Brody began painting in high school, and took classes at the Museum of Fine Arts while in college, but put it away for a while to pursue her law degree. “I started working for the district attorney’s office, and some of the work I was doing there, particularly in the child abuse unit, was really challenging emotionally,” Brody says. “I was looking for a creative way to express myself, so I took out my paints again, and have been painting ever since. It’s very meditative for me.”

Walking through her show is a sensory experience of weather and time of day. She conveys the late afternoon chill of winter in “A Good Day at the Chop” with the various icy blues that depict the sky, frigid water, and shadows that play on the “white” lighthouse — which, when you look carefully, actually shimmers with these same cool blue tones. All of Brody’s art seems to sparkle. She creates this effect by first laying down an orange wash on her canvases, which punches up the color, allowing the brightness to come through.

Brody, who began coming to the Vineyard as a baby, has wonderful memories of summers here. “As I got older, I got to really appreciate the other seasons too,” she says. “What’s wonderful is that in all the different seasons, all the different colors coming through are really gorgeous,” “Menemsha Merlin” is the epitome of summer. Here Brody’s readily visible, individual brushstrokes make the scene vibrate with its innate energy. This, along with her highly saturated colors, are redolent of the 19th century French Impressionists. She says, “You can really lose yourself in their paintings, and that’s how I hope people feel about my work too. I want a colorful, joyous feeling to exude from the canvas.” About this smaller work specifically, Brody adds, “I love all the fishing boats that are amazing to look at in Menemsha. It really transports you back to another time.” Careful looking reveals that endless variations of blues and greens, expertly flecked with reds, purples, maroons, and more depict the scene. Brody not only loves using many different colors, but particularly painting with acrylics, because they dry quickly, allowing her to add layers on top without waiting too long in between.

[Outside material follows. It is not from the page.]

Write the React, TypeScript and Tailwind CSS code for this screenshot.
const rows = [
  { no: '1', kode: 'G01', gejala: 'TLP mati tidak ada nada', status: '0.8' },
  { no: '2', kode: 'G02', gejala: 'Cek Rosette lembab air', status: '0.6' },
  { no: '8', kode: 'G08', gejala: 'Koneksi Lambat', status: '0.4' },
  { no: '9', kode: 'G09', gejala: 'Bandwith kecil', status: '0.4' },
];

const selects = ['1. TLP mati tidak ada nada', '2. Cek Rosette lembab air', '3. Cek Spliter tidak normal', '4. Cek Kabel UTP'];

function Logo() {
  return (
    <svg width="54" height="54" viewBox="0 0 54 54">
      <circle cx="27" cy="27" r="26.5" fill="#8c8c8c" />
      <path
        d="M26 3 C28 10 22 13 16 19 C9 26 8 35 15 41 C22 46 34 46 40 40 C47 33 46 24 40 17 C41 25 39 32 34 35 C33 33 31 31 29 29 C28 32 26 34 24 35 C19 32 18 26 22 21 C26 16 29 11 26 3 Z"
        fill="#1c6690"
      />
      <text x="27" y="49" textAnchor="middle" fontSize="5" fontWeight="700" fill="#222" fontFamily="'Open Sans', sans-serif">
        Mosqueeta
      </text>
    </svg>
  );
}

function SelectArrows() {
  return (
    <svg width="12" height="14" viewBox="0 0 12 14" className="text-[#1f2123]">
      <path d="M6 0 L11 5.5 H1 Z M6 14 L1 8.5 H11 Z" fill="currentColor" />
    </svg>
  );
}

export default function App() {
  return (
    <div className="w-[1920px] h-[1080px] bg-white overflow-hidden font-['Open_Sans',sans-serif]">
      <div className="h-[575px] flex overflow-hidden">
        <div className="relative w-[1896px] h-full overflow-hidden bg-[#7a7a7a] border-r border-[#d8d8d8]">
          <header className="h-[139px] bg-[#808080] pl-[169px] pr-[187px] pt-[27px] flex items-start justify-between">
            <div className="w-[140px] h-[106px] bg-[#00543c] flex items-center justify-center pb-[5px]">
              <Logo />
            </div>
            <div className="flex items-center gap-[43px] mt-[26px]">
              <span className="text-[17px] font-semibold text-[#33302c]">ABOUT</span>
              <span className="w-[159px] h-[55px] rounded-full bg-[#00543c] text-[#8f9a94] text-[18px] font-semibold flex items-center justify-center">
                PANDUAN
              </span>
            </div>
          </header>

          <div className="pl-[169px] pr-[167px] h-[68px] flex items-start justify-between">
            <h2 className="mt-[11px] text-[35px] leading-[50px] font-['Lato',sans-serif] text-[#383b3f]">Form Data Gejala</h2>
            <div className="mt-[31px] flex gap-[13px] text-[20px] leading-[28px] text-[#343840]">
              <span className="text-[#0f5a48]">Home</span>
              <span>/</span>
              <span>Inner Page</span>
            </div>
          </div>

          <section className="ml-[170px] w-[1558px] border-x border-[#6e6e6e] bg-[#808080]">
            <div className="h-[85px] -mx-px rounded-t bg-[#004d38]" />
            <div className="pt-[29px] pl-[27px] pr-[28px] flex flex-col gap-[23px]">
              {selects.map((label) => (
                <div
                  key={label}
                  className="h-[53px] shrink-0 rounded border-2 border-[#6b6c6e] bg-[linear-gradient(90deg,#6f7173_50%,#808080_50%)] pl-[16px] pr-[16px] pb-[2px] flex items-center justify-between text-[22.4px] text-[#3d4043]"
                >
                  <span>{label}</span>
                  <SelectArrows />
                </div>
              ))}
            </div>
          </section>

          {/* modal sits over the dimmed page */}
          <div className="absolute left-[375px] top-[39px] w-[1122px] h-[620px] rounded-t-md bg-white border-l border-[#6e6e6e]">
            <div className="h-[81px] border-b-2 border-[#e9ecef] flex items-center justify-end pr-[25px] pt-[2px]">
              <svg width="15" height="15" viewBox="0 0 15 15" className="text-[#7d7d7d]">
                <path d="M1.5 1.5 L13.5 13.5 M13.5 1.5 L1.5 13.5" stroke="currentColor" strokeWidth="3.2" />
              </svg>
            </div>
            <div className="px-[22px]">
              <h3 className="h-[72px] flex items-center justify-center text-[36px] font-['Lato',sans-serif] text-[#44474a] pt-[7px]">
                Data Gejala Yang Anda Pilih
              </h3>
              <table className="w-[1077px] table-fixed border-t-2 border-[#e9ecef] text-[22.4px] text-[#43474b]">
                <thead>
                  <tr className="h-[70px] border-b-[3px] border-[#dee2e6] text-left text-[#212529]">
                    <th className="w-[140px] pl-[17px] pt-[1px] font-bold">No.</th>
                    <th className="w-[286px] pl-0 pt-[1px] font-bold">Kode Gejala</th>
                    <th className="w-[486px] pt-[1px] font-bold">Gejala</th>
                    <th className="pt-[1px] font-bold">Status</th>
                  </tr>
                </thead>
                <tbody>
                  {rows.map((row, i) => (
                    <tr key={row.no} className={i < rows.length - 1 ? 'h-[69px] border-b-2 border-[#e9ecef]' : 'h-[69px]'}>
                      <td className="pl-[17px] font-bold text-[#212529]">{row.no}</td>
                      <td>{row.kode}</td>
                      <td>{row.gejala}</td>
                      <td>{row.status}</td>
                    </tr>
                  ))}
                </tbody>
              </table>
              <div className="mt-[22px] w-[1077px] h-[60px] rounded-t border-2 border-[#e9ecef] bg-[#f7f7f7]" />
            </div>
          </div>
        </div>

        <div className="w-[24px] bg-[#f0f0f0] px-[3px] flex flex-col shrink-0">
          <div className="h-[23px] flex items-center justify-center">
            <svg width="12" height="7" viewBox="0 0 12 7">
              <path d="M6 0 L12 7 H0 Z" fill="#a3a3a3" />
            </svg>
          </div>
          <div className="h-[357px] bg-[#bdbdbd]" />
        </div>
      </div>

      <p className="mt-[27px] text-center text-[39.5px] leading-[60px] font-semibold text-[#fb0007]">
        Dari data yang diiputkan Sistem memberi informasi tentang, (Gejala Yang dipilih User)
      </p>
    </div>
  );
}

Her skill at portraying the time of year and feel of the day is particularly evident in the two large canvases of Edgartown hanging next to each other. In “Morning Stroll on South Water Street” her sister, in a summer dress just slightly swaying in the breeze, is walking away from us with the family dog. The August sunlight sparkles through the summer leaves. She describes those in the canopy nearest to us in shades of violet and other purples that immediately summon the cooler temperature of the shade. To the right, you can feel the last gasp of warmth in the damp fall evening in her large canvas, “South Water at Dusk.” Although the two human figures are dressed in rain gear, our eyes are drawn to the geometry of the buildings and the amber shapes on the street created by the blue-tinged shadows.

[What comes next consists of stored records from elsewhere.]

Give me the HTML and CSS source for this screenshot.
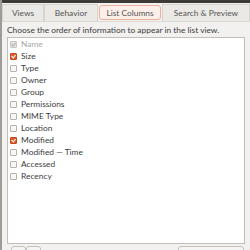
FILE: index.html
```html
<!DOCTYPE html>
<html lang="en">
  <head>
    <meta charset="UTF-8" />
    <title>Preferences - List Columns</title>
    <link rel="stylesheet" href="styles.css">
  </head>
  <body>
    <div class="titlebar"></div>

    <div class="dialog">
      <!-- Notebook tabs -->
      <div class="tabs">
        <div class="tab tab-views">Views</div>
        <div class="tab tab-behavior">Behavior</div>
        <div class="tab tab-active">List Columns</div>
        <div class="tab tab-search">Search &amp; Preview</div>
      </div>

      <p class="hint">Choose the order of information to appear in the list view.</p>

      <!-- Column list -->
      <ul class="columns">
        <li class="disabled"><span class="check checked"></span>Name</li>
        <li><span class="check checked"></span>Size</li>
        <li><span class="check"></span>Type</li>
        <li><span class="check"></span>Owner</li>
        <li><span class="check"></span>Group</li>
        <li><span class="check"></span>Permissions</li>
        <li><span class="check"></span>MIME Type</li>
        <li><span class="check"></span>Location</li>
        <li><span class="check checked"></span>Modified</li>
        <li><span class="check"></span>Modified — Time</li>
        <li><span class="check"></span>Accessed</li>
        <li><span class="check"></span>Recency</li>
      </ul>

      <!-- Buttons below the list, mostly cut off -->
      <div class="buttons">
        <div class="btn-pair">
          <span class="btn"></span>
          <span class="btn"></span>
        </div>
        <span class="btn btn-wide"></span>
      </div>
    </div>
  </body>
</html>
```

FILE: styles.css
```css
/* Ambiance-like dialog */
html,
body {
  margin: 0;
  padding: 0;
  height: 250px;
  overflow: hidden;
}

body {
  font-family: Lato, "Open Sans", sans-serif;
  font-size: 8.4px;
  color: #3c3c3c;
  background-color: #f2f1f0;
  border-left: 2px solid #9e9c98;
  box-sizing: border-box;
}

.titlebar {
  height: 3px;
  background-color: #3c3b37;
}

.dialog {
  display: flex;
  flex-direction: column;
}

.tabs {
  display: flex;
  height: 17px;
  margin-top: 1px;
  border-bottom: 1px solid #dcdad5;
}

.tab {
  display: flex;
  align-items: center;
  justify-content: center;
  background-color: #ebe9e6;
  border: 1px solid #d6d4cf;
  border-bottom: none;
  color: #555;
  box-sizing: border-box;
}

.tab-views {
  width: 42px;
}

.tab-behavior {
  width: 54px;
}

.tab-active {
  width: 62px;
  margin: 1px 1px 0;
  height: 15px;
  background-color: #fcefe9;
  border: 1px solid #eab09c;
  border-radius: 3px;
}

.tab-search {
  flex: 1;
}

.hint {
  margin: 2px 0 0 5px;
  height: 12px;
  line-height: 12px;
}

.columns {
  list-style: none;
  margin: 1px 5px 0 5px;
  padding: 0 0 0 2px;
  height: 207px;
  background-color: #fff;
  border: 1px solid #c2bfbb;
  box-sizing: border-box;
}

.columns li {
  display: flex;
  align-items: center;
  height: 12px;
  gap: 4px;
}

.columns li.disabled {
  color: #a8a8a8;
}

.check {
  width: 7px;
  height: 7px;
  border: 1px solid #b6b3ae;
  border-radius: 1px;
  background-color: #f7f7f6;
  box-sizing: border-box;
  position: relative;
}

.check.checked {
  background-color: #df5b2c;
  border-color: #c9481b;
}

.check.checked::after {
  content: "";
  position: absolute;
  left: 1px;
  top: 0;
  width: 2px;
  height: 3px;
  border: solid #fff;
  border-width: 0 1px 1px 0;
  transform: rotate(40deg);
}

.disabled .check.checked {
  background-color: #e4e3e1;
  border-color: #c8c6c2;
}

.disabled .check.checked::after {
  border-color: #b0aeaa;
}

.buttons {
  display: flex;
  justify-content: space-between;
  margin: 2px 6px 0 9px;
}

.btn-pair {
  display: flex;
}

.btn {
  width: 15px;
  height: 10px;
  border: 1px solid #c5c2bd;
  border-radius: 3px;
  background-color: #f5f4f3;
  box-sizing: border-box;
}

.btn-wide {
  width: 66px;
}
```
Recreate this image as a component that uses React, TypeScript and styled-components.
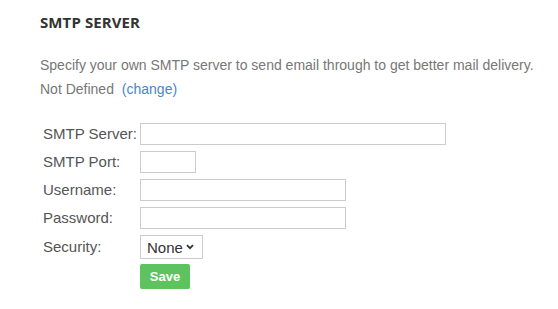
import React from "react";
import styled, { createGlobalStyle } from "styled-components";

const Global = createGlobalStyle`
  html, body { margin: 0; padding: 0; background: #fff; }
  body { font-family: "Liberation Sans", Arial, sans-serif; }
`;

const Page = styled.div`
  padding: 11px 0 0 40px;
`;

const Title = styled.h3`
  margin: 0;
  font-family: "Open Sans", "Liberation Sans", sans-serif;
  font-weight: 700;
  font-size: 15px;
  line-height: 22px;
  color: #333;
  letter-spacing: 0.1px;
`;

const Text = styled.p`
  margin: 0;
  font-size: 14px;
  line-height: 24px;
  color: #777;
  white-space: nowrap;
`;

const Desc = styled(Text)`
  margin-top: 20px;
`;

const Link = styled.a`
  color: #4a86c5;
  text-decoration: none;
  margin-left: 4px;
`;

const Form = styled.div`
  margin-top: 22px;
  display: grid;
  grid-template-columns: 97px auto;
  row-gap: 6px;
  padding-left: 3px;
  justify-items: start;
  align-items: center;
`;

const Label = styled.label`
  font-size: 15px;
  color: #555;
  line-height: 22px;
`;

const Input = styled.input<{ $w: number }>`
  box-sizing: border-box;
  width: ${(p) => p.$w}px;
  height: 22px;
  border: 1px solid #ccc;
  padding: 0 4px;
  margin: 0;
  font-size: 14px;
  outline: none;
`;

const SelectWrap = styled.div`
  position: relative;
  width: 63px;
  height: 24px;
`;

const Select = styled.select`
  box-sizing: border-box;
  appearance: none;
  -webkit-appearance: none;
  width: 63px;
  height: 24px;
  border: 1px solid #ccc;
  border-radius: 0;
  font-family: "Liberation Sans", Arial, sans-serif;
  font-size: 15px;
  color: #333;
  background: #fff;
  padding: 0 0 0 6px;
  margin: 0;
`;

const Chevron = styled.svg`
  position: absolute;
  right: 9px;
  top: 9px;
  width: 8px;
  height: 6px;
  pointer-events: none;
`;

const Button = styled.button`
  grid-column: 2;
  margin-top: -1px;
  width: 50px;
  height: 25px;
  border: none;
  border-radius: 2px;
  background: #5cc35f;
  color: #fff;
  font-family: "Liberation Sans", Arial, sans-serif;
  font-weight: 700;
  font-size: 13px;
  padding: 0;
`;

export default function App() {
  return (
    <>
      <Global />
      <Page>
        <Title>SMTP SERVER</Title>
        <Desc>Specify your own SMTP server to send email through to get better mail delivery.</Desc>
        <Text>
          Not Defined <Link href="#">(change)</Link>
        </Text>
        <Form>
          <Label>SMTP Server:</Label>
          <Input $w={306} />
          <Label>SMTP Port:</Label>
          <Input $w={56} />
          <Label>Username:</Label>
          <Input $w={206} />
          <Label>Password:</Label>
          <Input $w={206} type="password" />
          <Label>Security:</Label>
          <SelectWrap>
            <Select defaultValue="none">
              <option value="none">None</option>
              <option value="ssl">SSL</option>
              <option value="tls">TLS</option>
            </Select>
            <Chevron viewBox="0 0 8 6">
              <path d="M1 1.2 L4 4.2 L7 1.2" fill="none" stroke="#333" strokeWidth="1.8" />
            </Chevron>
          </SelectWrap>
          <Button>Save</Button>
        </Form>
      </Page>
    </>
  );
}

Brody also demonstrates her eye for the play of light in her interior view, “Last Call at Rockfish” in which three patrons, one represented solely by a cut-off arm, sit at a largely empty bar. The hanging light fixtures, and the glasses and jars below, establish a marvelous panoply of illumination that carry our gaze back deep into the room’s recesses toward the impressively large window peering out onto the pitch-dark night.

The last painting brings us roundtrip to winter, although here in “Electric Edgartown,” the holiday decorations and street lamps have lit up the street into an almost wild abstraction. Although recognizable, the scene shatters into a dazzling array of colors and geometric shapes. Brody says, “I feel that sometimes Edgartown is portrayed with whites and blues, but at nighttime, particularly at Christmas, it really comes alive.

“What I try to do is convey the feeling I had when I was at these particular places, so I hope that visitors revisit some of their familiar places with a fresh perspective, and that they have as much fun looking at the pieces as I did painting them.”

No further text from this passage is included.